While things were at this awful pass, "the King of Israel," as he is vaguely called throughout this story, went his rounds upon the wall to visit the sentries and encourage the soldiers in their defence. As he passed, a woman cried, "Help, my lord, O king!" In Eastern monarchies the king is a judge of the humblest; a suppliant, however mean, may cry to him. Jehoram thought that this was but one of the appeals which sprang from the clamorous mendicity of famine with which he had grown so painfully familiar. "The Lord curse you!" he exclaimed impatiently.[118] "How can I help you? Every barn-floor is bare, every wine-press drained." And he passed on.

But the woman continued her wild clamour, and turning round at her importunity, he asked, "What aileth thee?"

He heard in reply a narrative as appalling as ever smote the ear of a king in a besieged city. Among the curses denounced upon apostate Israel in the Pentateuch, we read, "Ye shall eat the flesh of your sons, and the flesh of your daughters shall ye eat";[119] or, as it is expressed more fully in the Book of Deuteronomy, "He shall besiege thee in all thy gates throughout all thy land.... And thou shalt eat the fruit of thine own body, the flesh of thy sons and thy daughters, which the Lord thy God hath given thee, in the siege, and in the straitness wherewith thine enemies shall distress thee: so that the man that is tender among you, and very delicate, his eye shall be evil towards his brother, and towards the wife of his bosom, and towards the remnant of his children which he shall leave; so that he shall not give to any of them of the flesh of his children whom he shall eat, because he hath nothing left him in the siege.... The tender and delicate woman, which would not adventure to set the sole of her foot upon the ground for delicateness and tenderness, her eye shall be evil towards the husband of her bosom, and towards her son, and towards her daughter, and towards her children: for she shall eat them for want of all things secretly in the siege and the straitness, if thou wilt not observe to do all the words of the law, ... that thou mayest fear the glorious and fearful name, The Lord thy God."[120] We find almost the same words in the prophet Jeremiah;[121] and in Lamentations we read: "The hands of the pitiful women have sodden their own children: they were their meat in the destruction of the daughter of My people."[122]
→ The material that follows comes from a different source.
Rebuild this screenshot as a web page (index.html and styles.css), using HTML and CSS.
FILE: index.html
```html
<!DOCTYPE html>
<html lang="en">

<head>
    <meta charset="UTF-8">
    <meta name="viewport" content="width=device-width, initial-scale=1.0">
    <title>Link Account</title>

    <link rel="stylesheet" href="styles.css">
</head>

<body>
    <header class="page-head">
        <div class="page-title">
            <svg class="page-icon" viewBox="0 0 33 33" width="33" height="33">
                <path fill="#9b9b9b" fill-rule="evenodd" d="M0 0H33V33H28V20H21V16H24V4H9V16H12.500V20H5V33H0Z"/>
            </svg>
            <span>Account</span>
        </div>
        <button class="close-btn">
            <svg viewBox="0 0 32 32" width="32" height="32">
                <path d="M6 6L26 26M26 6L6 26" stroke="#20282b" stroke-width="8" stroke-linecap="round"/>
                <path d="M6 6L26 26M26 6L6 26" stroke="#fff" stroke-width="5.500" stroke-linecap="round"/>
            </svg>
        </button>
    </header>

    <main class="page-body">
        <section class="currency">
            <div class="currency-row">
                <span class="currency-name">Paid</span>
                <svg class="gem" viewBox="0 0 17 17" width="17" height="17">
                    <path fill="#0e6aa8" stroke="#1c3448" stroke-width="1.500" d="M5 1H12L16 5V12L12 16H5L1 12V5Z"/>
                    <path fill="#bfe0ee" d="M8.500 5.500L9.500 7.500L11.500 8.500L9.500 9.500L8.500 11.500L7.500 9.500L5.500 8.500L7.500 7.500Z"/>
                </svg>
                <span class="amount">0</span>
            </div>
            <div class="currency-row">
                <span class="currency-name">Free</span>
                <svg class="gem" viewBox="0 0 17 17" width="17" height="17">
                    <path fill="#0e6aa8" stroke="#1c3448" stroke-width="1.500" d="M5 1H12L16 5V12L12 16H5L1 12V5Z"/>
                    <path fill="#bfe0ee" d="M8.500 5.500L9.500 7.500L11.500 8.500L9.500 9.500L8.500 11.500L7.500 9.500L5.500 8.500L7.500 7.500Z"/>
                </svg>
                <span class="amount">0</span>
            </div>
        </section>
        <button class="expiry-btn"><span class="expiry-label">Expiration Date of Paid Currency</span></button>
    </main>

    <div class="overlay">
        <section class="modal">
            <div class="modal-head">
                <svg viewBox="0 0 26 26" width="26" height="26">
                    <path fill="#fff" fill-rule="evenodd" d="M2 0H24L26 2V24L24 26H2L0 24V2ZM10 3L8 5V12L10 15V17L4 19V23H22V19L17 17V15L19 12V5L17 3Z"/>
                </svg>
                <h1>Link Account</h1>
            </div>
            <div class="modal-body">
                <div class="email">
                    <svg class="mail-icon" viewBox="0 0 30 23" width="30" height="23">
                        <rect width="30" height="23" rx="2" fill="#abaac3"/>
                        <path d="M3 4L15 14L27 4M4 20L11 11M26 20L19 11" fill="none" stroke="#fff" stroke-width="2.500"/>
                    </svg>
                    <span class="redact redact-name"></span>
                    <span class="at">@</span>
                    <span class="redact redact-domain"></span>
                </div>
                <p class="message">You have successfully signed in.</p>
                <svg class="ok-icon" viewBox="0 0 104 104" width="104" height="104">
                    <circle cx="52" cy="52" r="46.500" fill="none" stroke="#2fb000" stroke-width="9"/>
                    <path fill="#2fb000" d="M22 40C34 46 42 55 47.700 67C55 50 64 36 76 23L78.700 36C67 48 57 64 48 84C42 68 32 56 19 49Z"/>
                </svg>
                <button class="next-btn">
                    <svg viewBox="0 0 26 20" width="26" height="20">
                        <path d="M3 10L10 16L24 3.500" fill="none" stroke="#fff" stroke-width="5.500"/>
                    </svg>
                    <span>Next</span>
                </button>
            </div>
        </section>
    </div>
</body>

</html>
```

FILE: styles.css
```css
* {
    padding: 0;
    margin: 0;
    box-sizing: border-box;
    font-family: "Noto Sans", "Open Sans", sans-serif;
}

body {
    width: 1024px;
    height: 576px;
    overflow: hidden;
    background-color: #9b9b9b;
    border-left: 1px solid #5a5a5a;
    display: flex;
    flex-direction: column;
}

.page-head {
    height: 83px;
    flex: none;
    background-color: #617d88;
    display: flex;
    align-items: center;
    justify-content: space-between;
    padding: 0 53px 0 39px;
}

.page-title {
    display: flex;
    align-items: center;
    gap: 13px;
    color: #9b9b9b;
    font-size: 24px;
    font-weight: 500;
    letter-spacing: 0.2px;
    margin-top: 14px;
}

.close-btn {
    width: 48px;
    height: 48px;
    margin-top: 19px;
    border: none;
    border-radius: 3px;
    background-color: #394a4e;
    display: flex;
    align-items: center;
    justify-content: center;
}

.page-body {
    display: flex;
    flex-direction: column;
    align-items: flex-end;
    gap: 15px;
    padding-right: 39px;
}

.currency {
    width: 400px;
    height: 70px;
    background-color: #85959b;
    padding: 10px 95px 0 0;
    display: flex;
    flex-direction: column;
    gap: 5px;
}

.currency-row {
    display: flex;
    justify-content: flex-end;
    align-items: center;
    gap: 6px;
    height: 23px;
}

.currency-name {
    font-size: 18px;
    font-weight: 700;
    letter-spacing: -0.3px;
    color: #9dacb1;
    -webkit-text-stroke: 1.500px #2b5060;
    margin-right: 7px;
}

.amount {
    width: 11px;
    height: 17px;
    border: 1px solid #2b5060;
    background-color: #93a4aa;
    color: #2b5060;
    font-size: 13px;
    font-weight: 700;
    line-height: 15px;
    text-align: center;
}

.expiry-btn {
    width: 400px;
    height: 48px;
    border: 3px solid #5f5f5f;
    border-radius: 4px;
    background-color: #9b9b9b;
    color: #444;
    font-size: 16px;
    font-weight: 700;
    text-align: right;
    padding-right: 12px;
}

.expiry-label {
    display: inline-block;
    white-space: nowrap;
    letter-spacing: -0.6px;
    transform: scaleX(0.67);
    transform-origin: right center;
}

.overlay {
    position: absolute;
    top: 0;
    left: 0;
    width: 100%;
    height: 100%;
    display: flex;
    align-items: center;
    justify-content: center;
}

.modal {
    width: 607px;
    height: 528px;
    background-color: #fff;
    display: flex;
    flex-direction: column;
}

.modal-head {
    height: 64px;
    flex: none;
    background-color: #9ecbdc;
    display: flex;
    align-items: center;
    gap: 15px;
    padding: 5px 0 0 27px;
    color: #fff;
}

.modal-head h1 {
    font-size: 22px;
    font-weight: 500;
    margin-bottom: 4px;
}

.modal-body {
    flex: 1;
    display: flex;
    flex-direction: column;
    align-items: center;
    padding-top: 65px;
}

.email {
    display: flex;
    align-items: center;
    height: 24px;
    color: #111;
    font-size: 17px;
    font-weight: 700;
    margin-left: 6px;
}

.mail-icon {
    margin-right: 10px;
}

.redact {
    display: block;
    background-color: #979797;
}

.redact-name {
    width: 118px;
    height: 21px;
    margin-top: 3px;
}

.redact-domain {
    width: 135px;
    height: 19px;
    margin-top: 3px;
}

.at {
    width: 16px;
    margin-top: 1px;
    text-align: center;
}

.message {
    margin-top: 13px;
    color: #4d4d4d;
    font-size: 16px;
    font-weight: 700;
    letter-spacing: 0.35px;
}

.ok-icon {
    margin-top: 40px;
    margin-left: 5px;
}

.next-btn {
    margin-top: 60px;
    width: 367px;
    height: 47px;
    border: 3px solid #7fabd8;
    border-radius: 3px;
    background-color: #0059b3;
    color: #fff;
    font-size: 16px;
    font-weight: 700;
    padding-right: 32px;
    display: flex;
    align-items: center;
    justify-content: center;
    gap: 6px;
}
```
Isaiah asks, "Can a woman forget her sucking child, that she should not have compassion on the son of her womb?" Alas! it has always been so in those awful scenes of famine, whether after shipwreck or in beleaguered cities, when man becomes degraded to an animal, with all an animal's primitive instincts, and when the wild beast appears under the thin veneer of civilisation. So it was at the siege of Jerusalem, and at the siege of Magdeburg, and at the wreck of the Medusa, and on many another occasion when the pangs of hunger have corroded away every vestige of the tender affections and of the moral sense.
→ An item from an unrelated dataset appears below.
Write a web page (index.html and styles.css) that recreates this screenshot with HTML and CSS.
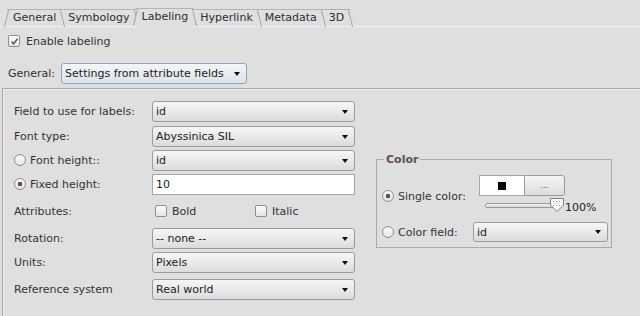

And this had occurred at Samaria: her women had become cannibals and devoured their own little ones.

"This woman," screamed the suppliant, pointing her lean finger at a wretch like herself—"this woman said unto me, 'Give thy son, that we may eat him to-day, and we will afterwards eat my son.' I yielded to her suggestion. We killed my little son, and ate his flesh when we had sodden it. Next day I said to her, 'Now give thy son, that we may eat him'; and she hath hid her son!"

How could the king answer such a horrible appeal? Injustice had been done; but was he to order and to sanction by way of redress fresh cannibalism, and the murder by its mother of another babe? In that foul obliteration of every natural instinct, what could he do, what could any man do? Can there be equity among raging wild beasts, when they roar for their prey and are unfed?

All that the miserable king could do was to rend his clothes in horror and to pass on, and as his starving subjects passed by him on the wall they saw that he wore sackcloth beneath his purple, in sign, if not of repentance, yet of anguish, if not of prayer, yet of uttermost humiliation.[123]

But if indeed he had, in his misery, donned that sackcloth in order that at least the semblance of self-mortification might move Jehovah to pity, as it had done in the case of his father Ahab, the external sign of his humility had done nothing to change his heart. The gruesome appeal to which he had just been forced to listen only kindled him to a burst of fury[124].The man who had warned, who had prophesied, who so far during this siege had not raised his finger to help—the man who was believed to be able to wield the powers of heaven, and had wrought no deliverance for his people, but suffered them to sink unaided into these depths of abjectness—should he be permitted to live? If Jehovah would not help, of what use was Elisha? "God do so to me, and more also," exclaimed Jehoram—using his mother's oath to Elijah[125]—"if the head of Elisha, the son of Shaphat, shall stand on him this day."